— Start of GIVEN INFORMATION —
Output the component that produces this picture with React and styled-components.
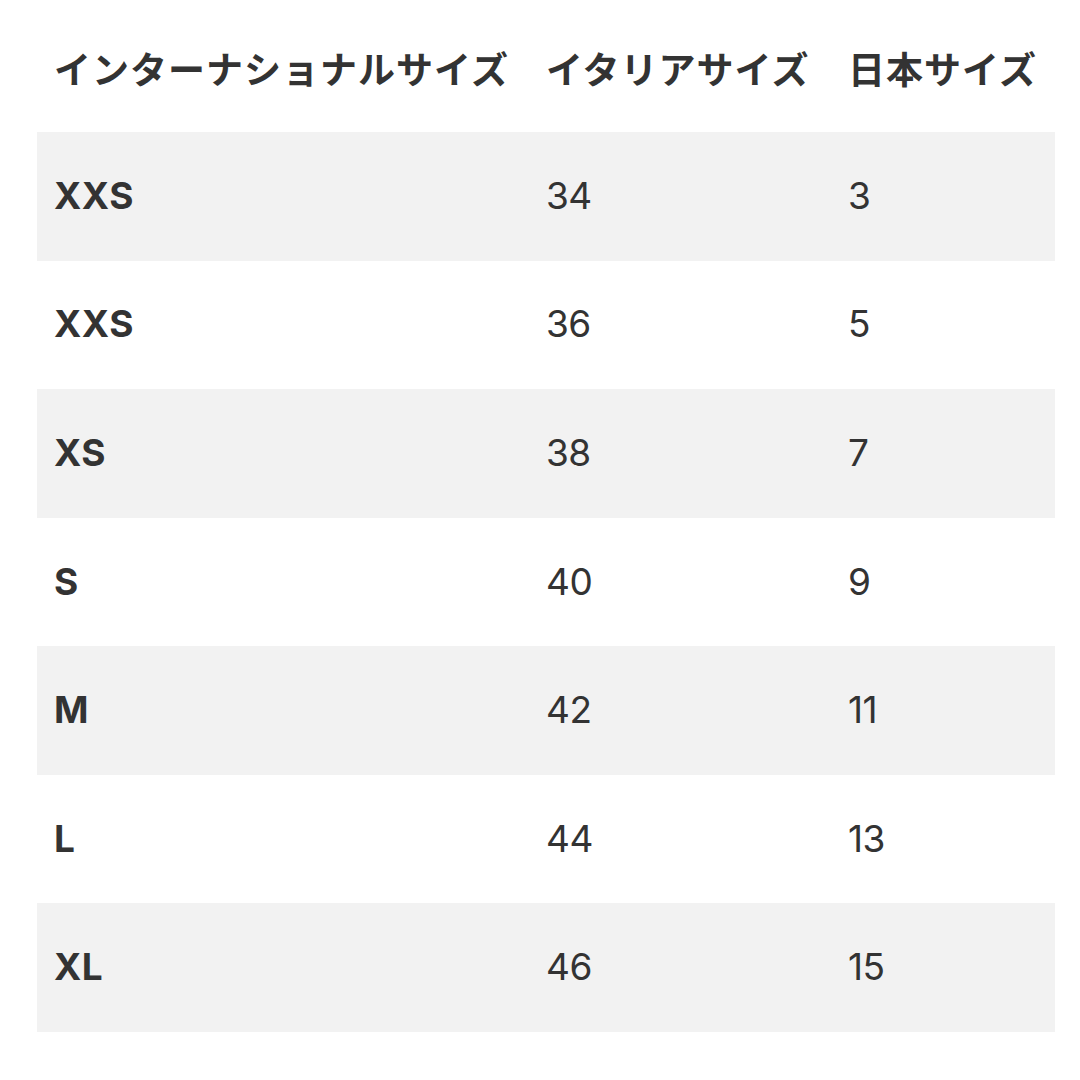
import React from "react";
import styled, { createGlobalStyle } from "styled-components";

const sizes = [
  ["XXS", "34", "3"],
  ["XXS", "36", "5"],
  ["XS", "38", "7"],
  ["S", "40", "9"],
  ["M", "42", "11"],
  ["L", "44", "13"],
  ["XL", "46", "15"],
];

const App = () => {
  return (
    <>
      <GlobalStyle />
      <Page>
        <HeaderRow>
          <HeadCell>インターナショナルサイズ</HeadCell>
          <HeadCell>イタリアサイズ</HeadCell>
          <HeadCell>日本サイズ</HeadCell>
        </HeaderRow>
        <Body>
          {sizes.map(([intl, it, jp], i) => (
            <Row key={i} $shaded={i % 2 === 0}>
              <Cell $bold>{intl}</Cell>
              <Cell>{it}</Cell>
              <Cell>{jp}</Cell>
            </Row>
          ))}
        </Body>
      </Page>
    </>
  );
};

export default App;

const GlobalStyle = createGlobalStyle`
  html, body {
    margin: 0;
    padding: 0;
    background: #ffffff;
  }
`;

const Page = styled.div`
  width: 1080px;
  height: 1080px;
  padding: 0 25px 0 37px;
  box-sizing: border-box;
  color: #333333;
`;

const columns = "492px 302px 1fr";

const HeaderRow = styled.div`
  display: grid;
  grid-template-columns: ${columns};
  align-items: center;
  height: 132px;
  padding-top: 3px;
  box-sizing: border-box;
`;

const HeadCell = styled.div`
  padding-left: 17px;
  font-family: "Noto Sans CJK JP", "Noto Sans", sans-serif;
  font-weight: 700;
  font-size: 37px;
  letter-spacing: 1px;
  white-space: nowrap;
  color: #333333;
`;

const Body = styled.div`
  display: flex;
  flex-direction: column;
  height: 900px;
`;

const Row = styled.div`
  flex: 1;
  display: grid;
  grid-template-columns: ${columns};
  align-items: center;
  background: ${(p) => (p.$shaded ? "#f2f2f2" : "#ffffff")};
`;

const Cell = styled.div`
  padding-left: 17px;
  padding-bottom: 2px;
  font-family: "Inter", "Noto Sans", sans-serif;
  font-size: 37px;
  font-weight: ${(p) => (p.$bold ? 700 : 400)};
  letter-spacing: ${(p) => (p.$bold ? "0.5px" : "-0.5px")};
  color: #333333;
  line-height: 1;
`;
— End of GIVEN INFORMATION —
* **EXERCISE DESCRIPTION**:
Extract every line of the data exactly; pictures stay out.

* **RESULT OF THE EXERCISE**:
Output the component that produces this picture with React and styled-components.
import React from "react";
import styled, { createGlobalStyle } from "styled-components";

const sizes = [
  ["XXS", "34", "3"],
  ["XXS", "36", "5"],
  ["XS", "38", "7"],
  ["S", "40", "9"],
  ["M", "42", "11"],
  ["L", "44", "13"],
  ["XL", "46", "15"],
];

const App = () => {
  return (
    <>
      <GlobalStyle />
      <Page>
        <HeaderRow>
          <HeadCell>インターナショナルサイズ</HeadCell>
          <HeadCell>イタリアサイズ</HeadCell>
          <HeadCell>日本サイズ</HeadCell>
        </HeaderRow>
        <Body>
          {sizes.map(([intl, it, jp], i) => (
            <Row key={i} $shaded={i % 2 === 0}>
              <Cell $bold>{intl}</Cell>
              <Cell>{it}</Cell>
              <Cell>{jp}</Cell>
            </Row>
          ))}
        </Body>
      </Page>
    </>
  );
};

export default App;

const GlobalStyle = createGlobalStyle`
  html, body {
    margin: 0;
    padding: 0;
    background: #ffffff;
  }
`;

const Page = styled.div`
  width: 1080px;
  height: 1080px;
  padding: 0 25px 0 37px;
  box-sizing: border-box;
  color: #333333;
`;

const columns = "492px 302px 1fr";

const HeaderRow = styled.div`
  display: grid;
  grid-template-columns: ${columns};
  align-items: center;
  height: 132px;
  padding-top: 3px;
  box-sizing: border-box;
`;

const HeadCell = styled.div`
  padding-left: 17px;
  font-family: "Noto Sans CJK JP", "Noto Sans", sans-serif;
  font-weight: 700;
  font-size: 37px;
  letter-spacing: 1px;
  white-space: nowrap;
  color: #333333;
`;

const Body = styled.div`
  display: flex;
  flex-direction: column;
  height: 900px;
`;

const Row = styled.div`
  flex: 1;
  display: grid;
  grid-template-columns: ${columns};
  align-items: center;
  background: ${(p) => (p.$shaded ? "#f2f2f2" : "#ffffff")};
`;

const Cell = styled.div`
  padding-left: 17px;
  padding-bottom: 2px;
  font-family: "Inter", "Noto Sans", sans-serif;
  font-size: 37px;
  font-weight: ${(p) => (p.$bold ? 700 : 400)};
  letter-spacing: ${(p) => (p.$bold ? "0.5px" : "-0.5px")};
  color: #333333;
  line-height: 1;
`;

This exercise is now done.